Lamb slaughter down as producers rebuild flocks

By Country News

A recovery in the national sheep flock is under way, with producers in key regions in a position to consider increasing flock numbers.

According to Meat & Livestock Australia’s 2020 Sheep Industry Projections June update, the shift is due to improved seasonal conditions.

However, despite predicted above-average rainfall between June and September for most of Australia, the impact of consecutive drought years will affect overall sheep and lamb supply in 2020.

MLA senior market analyst Adam Cheetham said as producers looked to rebuild flocks and ewe lambs were retained, lamb slaughter was anticipated to decline to 20.6 million head — back five per cent on 2019 levels.

“Similar to 2018 and 2019, supply is expected to be particularly tight during the winter months, given the depleted breeding ewe flock and fewer lambs on the ground,” Mr Cheetham said.

“Lamb carcase weights are forecast to increase 0.6 kg/head on 2019 levels to 23.9 kg/head, assisted by improved feed availability, a greater number of lambs in lot feeding programs and strong price incentives to finish lambs to heavier weights.”

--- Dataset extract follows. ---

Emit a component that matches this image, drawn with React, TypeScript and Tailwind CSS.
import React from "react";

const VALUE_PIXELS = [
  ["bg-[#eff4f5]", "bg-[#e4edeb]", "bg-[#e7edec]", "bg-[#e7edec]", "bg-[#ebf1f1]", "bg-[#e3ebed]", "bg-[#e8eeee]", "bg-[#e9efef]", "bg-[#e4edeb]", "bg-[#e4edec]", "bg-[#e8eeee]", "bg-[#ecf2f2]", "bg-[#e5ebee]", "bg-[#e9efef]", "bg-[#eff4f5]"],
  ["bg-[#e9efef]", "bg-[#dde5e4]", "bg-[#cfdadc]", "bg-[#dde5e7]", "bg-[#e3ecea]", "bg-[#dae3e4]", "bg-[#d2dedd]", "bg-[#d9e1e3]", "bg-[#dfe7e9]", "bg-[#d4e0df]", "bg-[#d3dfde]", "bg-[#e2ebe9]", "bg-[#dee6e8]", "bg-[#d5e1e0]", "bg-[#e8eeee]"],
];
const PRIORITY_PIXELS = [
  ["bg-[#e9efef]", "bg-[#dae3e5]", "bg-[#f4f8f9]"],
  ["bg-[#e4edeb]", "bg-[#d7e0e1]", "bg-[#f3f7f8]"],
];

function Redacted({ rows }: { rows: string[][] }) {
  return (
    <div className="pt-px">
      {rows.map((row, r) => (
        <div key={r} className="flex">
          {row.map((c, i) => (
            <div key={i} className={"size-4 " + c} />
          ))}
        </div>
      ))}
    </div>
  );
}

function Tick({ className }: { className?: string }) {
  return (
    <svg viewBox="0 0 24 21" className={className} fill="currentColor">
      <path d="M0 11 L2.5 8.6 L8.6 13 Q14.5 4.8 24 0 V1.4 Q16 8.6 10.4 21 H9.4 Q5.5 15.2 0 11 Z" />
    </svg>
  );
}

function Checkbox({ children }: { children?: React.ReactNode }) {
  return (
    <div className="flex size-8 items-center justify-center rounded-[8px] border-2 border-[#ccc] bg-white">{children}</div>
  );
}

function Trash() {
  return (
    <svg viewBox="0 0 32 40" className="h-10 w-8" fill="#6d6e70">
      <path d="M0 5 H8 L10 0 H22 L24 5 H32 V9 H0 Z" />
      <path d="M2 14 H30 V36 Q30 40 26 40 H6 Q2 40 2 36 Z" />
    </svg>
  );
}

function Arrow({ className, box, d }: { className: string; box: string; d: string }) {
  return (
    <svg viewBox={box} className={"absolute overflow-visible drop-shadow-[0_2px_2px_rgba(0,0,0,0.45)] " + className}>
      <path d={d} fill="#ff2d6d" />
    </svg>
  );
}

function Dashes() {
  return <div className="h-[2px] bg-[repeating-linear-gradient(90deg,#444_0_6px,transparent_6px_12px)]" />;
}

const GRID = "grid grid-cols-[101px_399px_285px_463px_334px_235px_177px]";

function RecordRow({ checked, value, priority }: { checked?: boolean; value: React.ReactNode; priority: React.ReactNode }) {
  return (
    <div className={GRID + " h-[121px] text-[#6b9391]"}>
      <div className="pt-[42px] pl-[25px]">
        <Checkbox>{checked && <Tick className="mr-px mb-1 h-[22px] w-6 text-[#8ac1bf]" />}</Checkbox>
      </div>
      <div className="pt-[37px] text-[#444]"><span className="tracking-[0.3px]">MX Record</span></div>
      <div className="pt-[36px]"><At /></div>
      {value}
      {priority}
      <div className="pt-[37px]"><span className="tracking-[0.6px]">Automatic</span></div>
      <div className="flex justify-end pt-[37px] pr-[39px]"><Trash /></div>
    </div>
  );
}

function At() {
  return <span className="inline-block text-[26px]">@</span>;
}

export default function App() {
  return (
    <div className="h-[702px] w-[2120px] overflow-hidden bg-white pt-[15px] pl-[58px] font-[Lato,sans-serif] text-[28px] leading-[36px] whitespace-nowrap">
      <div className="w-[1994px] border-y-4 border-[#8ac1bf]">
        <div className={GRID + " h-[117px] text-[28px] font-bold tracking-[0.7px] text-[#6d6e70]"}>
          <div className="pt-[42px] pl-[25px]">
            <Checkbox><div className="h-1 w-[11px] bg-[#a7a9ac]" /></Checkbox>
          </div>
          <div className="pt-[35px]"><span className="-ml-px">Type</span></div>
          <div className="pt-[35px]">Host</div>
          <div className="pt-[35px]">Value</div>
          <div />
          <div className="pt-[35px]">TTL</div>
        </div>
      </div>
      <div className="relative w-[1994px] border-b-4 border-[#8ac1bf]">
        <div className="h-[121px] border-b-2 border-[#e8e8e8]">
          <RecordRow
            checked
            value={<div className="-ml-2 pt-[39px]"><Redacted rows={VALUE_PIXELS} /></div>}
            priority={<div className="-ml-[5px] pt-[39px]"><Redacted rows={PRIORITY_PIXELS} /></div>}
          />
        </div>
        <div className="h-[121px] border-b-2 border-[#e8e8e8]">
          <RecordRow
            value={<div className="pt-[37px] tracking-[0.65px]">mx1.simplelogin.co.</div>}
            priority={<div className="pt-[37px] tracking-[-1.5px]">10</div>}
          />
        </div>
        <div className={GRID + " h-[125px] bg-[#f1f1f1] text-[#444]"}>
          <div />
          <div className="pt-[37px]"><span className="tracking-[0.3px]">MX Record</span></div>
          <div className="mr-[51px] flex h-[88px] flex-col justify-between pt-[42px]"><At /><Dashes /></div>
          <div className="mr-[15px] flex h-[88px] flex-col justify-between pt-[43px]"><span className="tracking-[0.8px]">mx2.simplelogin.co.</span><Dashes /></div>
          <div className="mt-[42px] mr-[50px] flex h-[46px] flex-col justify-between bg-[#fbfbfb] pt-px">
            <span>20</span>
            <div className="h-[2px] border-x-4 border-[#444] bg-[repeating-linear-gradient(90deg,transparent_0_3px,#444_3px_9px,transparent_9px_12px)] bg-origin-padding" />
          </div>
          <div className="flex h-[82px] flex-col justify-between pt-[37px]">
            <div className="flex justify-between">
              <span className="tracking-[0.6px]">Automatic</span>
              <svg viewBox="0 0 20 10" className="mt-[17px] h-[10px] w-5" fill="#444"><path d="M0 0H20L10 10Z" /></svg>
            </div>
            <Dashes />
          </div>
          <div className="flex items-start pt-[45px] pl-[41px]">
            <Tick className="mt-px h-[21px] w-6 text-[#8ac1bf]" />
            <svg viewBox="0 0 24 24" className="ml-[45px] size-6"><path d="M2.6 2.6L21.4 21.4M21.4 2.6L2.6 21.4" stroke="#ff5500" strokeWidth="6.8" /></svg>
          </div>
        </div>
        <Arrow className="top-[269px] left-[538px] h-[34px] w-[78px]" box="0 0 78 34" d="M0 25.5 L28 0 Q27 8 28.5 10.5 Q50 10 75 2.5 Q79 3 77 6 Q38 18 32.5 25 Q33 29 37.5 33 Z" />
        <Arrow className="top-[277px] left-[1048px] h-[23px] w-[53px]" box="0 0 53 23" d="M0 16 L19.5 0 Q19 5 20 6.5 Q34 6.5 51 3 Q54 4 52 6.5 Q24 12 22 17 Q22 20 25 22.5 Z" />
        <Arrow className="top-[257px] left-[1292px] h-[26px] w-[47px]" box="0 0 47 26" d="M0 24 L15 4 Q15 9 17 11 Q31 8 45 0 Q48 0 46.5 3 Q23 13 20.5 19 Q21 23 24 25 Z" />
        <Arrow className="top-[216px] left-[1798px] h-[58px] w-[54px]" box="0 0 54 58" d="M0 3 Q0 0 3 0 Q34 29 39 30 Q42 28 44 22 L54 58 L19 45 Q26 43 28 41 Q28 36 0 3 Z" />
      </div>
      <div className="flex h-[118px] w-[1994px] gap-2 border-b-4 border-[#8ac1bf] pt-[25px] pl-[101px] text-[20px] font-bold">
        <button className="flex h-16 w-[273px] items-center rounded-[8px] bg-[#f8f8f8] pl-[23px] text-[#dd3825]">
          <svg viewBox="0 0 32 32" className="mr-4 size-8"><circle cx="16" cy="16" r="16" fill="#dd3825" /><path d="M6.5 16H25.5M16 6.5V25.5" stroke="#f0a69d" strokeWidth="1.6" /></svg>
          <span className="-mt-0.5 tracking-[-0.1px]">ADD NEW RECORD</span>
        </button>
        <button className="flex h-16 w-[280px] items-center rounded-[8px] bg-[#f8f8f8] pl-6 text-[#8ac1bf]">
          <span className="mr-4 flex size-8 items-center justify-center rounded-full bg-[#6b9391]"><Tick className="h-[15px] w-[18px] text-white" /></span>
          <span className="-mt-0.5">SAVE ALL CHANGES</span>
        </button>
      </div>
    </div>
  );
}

Mr Cheetham said increasing weights would not offset the fall in slaughter.

“As a result, lamb production in 2020 is forecast to decline two per cent year-on-year, to 492 000 tonnes carcase weight,” he said.

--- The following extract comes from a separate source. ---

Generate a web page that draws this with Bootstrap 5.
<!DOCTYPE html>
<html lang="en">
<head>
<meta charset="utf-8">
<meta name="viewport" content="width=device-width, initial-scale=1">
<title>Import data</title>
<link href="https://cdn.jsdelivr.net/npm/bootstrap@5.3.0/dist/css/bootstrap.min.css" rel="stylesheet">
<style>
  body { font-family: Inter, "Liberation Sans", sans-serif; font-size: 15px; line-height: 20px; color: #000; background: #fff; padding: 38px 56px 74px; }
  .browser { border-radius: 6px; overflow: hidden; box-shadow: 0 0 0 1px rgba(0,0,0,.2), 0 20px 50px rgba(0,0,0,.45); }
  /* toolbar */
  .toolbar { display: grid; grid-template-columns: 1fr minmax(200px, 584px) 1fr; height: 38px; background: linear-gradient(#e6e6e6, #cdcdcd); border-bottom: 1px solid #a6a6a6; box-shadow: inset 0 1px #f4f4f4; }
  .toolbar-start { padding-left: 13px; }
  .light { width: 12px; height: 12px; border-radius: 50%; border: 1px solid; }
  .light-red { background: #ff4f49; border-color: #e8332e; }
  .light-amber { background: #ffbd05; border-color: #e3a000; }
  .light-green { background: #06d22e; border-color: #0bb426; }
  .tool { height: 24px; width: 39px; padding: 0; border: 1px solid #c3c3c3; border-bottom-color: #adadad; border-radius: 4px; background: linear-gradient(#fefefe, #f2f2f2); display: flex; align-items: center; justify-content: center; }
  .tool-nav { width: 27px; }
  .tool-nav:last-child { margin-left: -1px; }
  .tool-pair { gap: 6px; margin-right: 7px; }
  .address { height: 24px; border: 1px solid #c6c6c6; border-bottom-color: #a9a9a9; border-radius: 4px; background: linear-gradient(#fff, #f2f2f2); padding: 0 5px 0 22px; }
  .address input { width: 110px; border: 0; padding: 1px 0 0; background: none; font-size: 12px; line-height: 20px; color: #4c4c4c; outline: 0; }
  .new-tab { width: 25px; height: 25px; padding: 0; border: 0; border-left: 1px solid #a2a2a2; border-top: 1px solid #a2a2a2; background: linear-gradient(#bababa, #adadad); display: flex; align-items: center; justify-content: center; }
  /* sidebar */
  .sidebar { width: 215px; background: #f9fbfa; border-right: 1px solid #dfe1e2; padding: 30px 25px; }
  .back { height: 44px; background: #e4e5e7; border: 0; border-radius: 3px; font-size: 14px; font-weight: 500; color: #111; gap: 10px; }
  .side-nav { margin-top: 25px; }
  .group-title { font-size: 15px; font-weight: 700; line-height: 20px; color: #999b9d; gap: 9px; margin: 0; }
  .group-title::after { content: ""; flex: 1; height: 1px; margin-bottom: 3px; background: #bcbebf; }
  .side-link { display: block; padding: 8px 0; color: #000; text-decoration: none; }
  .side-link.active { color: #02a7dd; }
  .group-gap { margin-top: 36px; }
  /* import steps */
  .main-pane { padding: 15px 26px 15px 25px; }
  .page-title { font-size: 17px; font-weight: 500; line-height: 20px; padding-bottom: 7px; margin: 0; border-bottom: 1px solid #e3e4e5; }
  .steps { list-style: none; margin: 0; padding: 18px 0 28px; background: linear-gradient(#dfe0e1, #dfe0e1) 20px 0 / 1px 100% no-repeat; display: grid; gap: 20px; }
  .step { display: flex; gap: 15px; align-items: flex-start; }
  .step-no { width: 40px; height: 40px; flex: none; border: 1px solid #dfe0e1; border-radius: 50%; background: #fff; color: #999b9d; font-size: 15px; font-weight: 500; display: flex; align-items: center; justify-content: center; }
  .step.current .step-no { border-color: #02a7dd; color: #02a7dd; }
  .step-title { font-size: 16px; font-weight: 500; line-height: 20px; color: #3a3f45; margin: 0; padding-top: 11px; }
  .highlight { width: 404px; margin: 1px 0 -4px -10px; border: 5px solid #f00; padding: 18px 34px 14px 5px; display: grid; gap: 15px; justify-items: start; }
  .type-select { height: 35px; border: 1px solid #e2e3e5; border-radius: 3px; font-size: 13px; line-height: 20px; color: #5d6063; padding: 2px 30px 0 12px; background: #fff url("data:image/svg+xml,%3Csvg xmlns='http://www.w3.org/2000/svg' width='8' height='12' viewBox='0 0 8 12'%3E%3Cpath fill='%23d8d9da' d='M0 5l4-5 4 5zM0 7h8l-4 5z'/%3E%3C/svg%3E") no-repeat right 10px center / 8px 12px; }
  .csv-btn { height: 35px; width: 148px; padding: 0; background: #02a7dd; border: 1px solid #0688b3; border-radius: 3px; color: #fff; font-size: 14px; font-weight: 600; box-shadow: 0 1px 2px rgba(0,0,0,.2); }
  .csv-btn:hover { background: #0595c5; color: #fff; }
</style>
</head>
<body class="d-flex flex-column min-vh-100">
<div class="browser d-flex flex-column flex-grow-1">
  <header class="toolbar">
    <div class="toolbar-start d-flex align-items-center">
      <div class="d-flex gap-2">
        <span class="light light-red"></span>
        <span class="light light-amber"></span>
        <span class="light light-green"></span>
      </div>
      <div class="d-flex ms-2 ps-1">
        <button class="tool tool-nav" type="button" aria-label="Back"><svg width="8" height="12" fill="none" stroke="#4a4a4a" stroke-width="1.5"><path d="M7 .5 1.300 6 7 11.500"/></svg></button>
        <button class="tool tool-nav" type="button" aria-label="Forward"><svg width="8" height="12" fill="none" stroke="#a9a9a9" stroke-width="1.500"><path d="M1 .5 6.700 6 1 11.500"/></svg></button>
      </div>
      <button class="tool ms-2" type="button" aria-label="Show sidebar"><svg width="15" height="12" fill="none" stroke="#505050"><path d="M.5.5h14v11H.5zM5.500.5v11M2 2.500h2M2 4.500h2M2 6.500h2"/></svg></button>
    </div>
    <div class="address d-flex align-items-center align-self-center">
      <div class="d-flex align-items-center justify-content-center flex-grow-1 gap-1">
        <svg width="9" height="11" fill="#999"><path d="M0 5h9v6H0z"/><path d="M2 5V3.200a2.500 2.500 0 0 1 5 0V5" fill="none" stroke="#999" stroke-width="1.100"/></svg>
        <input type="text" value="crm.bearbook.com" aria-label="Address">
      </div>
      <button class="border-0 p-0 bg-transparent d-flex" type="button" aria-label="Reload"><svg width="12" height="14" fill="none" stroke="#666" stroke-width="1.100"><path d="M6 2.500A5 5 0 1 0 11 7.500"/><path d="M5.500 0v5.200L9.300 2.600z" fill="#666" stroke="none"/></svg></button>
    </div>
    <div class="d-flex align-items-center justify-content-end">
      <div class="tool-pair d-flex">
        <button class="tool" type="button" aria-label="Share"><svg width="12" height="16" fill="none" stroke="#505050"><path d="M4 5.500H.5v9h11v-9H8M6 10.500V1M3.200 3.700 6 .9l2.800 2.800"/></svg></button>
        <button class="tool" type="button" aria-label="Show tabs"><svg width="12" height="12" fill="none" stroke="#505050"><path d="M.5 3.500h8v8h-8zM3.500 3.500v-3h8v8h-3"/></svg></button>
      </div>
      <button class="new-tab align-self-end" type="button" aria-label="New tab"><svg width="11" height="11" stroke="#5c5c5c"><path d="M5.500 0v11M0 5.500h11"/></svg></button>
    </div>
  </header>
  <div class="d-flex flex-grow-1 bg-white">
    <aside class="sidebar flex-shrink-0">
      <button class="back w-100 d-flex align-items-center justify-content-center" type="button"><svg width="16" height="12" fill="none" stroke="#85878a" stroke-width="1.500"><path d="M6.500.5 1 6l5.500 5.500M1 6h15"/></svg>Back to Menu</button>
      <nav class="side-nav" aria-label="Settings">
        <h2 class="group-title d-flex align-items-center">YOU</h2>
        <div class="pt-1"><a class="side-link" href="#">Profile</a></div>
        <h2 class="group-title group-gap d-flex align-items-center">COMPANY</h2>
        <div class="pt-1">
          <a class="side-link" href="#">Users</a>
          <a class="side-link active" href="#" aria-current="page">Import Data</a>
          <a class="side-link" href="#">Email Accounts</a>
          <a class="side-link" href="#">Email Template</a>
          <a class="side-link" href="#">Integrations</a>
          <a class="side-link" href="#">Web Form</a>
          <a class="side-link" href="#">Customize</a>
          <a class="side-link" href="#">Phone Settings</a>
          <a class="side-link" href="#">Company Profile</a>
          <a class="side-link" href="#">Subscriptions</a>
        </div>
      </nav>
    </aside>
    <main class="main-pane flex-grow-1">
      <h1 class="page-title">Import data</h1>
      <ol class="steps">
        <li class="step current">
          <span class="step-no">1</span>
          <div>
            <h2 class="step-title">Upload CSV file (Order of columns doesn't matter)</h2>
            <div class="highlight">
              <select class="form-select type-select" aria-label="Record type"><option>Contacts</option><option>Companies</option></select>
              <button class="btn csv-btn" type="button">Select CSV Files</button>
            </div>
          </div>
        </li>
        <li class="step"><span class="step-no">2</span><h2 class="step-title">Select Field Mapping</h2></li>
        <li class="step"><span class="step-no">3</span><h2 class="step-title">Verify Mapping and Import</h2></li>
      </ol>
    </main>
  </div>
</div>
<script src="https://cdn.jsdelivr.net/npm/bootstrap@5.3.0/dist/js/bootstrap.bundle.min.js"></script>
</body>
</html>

“Following back-to-back years of excessive turn-off, sheep slaughter is forecast to decline by 30 per cent to 6.5 million head in 2020.

“Underpinned by the substantial decline in sheep slaughter, mutton production is forecast to fall sharply to 161 000 tonnes cwt, back 29 per cent year-on-year.”

Export forecasts for the year will be lower, due to the softening global economy and tightening domestic supply.

“Lamb exports in 2020 are forecast to reach 282 000 tonnes shipped weight, down one per cent on 2019 volumes, while mutton exports are forecast to decline 31 per cent to 129 000 tonnes swt,” Mr Cheetham said.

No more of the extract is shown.